There are only a handful of English-language Laotian cookbooks out from major publishers, and that makes Saeng Douangdara’s undertaking—six years in the making—all the more significant. The fact that it’s written in the voice of a sassy-sweet, endlessly encouraging queer immigrant kid from Wisconsin? Even better. Douangdara has a gift for making a misunderstood cuisine feel approachable with chapters like “Children of Sticky Rice” and “The Funky Kid,” and recipes for thum khao poon (cold vermicelli noodle salad) and khanom nap (coconut-stuffed sticky rice dumplings). There’s a new delight on every page.

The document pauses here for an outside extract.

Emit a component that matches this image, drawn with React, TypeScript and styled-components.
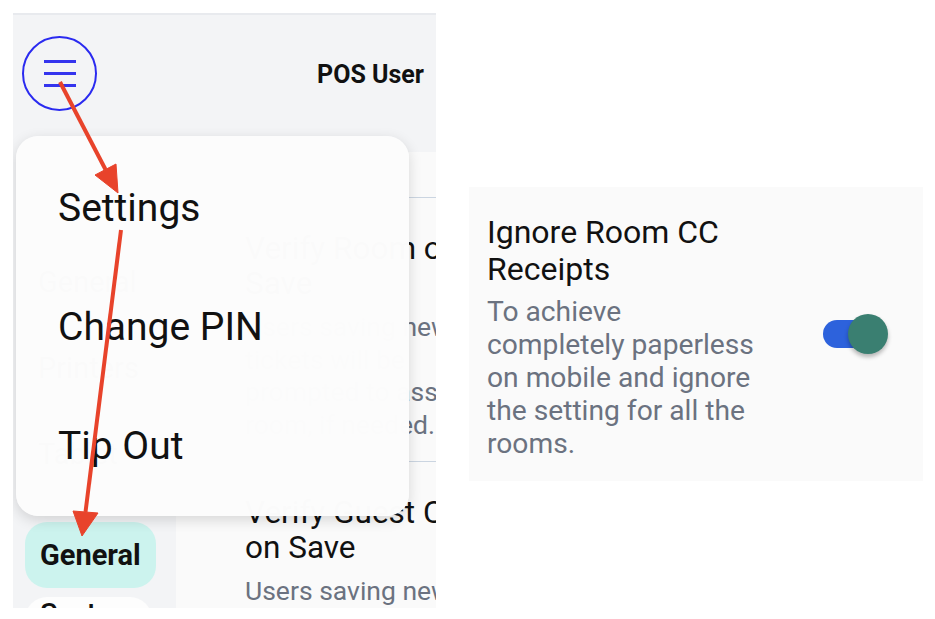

Originally published in 1976, Edna Lewis’ now-iconic cookbook was among the first to recognize and celebrate regional Southern cooking as its own distinct, worthwhile cuisine. The Table of Contents is evocative, reflecting the pleasures of Lewis’ upbringing in a Virginia farming community founded by her grandfather after emancipation: “A Late Spring Lunch After Wild-Mushroom Picking,” followed by “The Night for a Boiled Virginia Ham Dinner” and “A Snowy Winter Breakfast.” Although Lewis died in 2006, her half-century-old masterwork still feels as vital today as it did when it was first printed.

With immigration issues front and center, this book from Top Chef and Iron Chef: Mexico star Claudette Zepeda couldn’t be more timely. A self-described “border kid” who grew up between San Diego and Tijuana, Zepeda has dedicated her career to learning about the unique fusion of cultures along our shared perimeter. Her deeply personal, geographically-organized book covers territory from California to the Sonoran Desert to cowboy country, with recipes like arroz poblano, tacos with vermicelli and green chorizo, and jericalla (burnt cinnamon custard) along the way.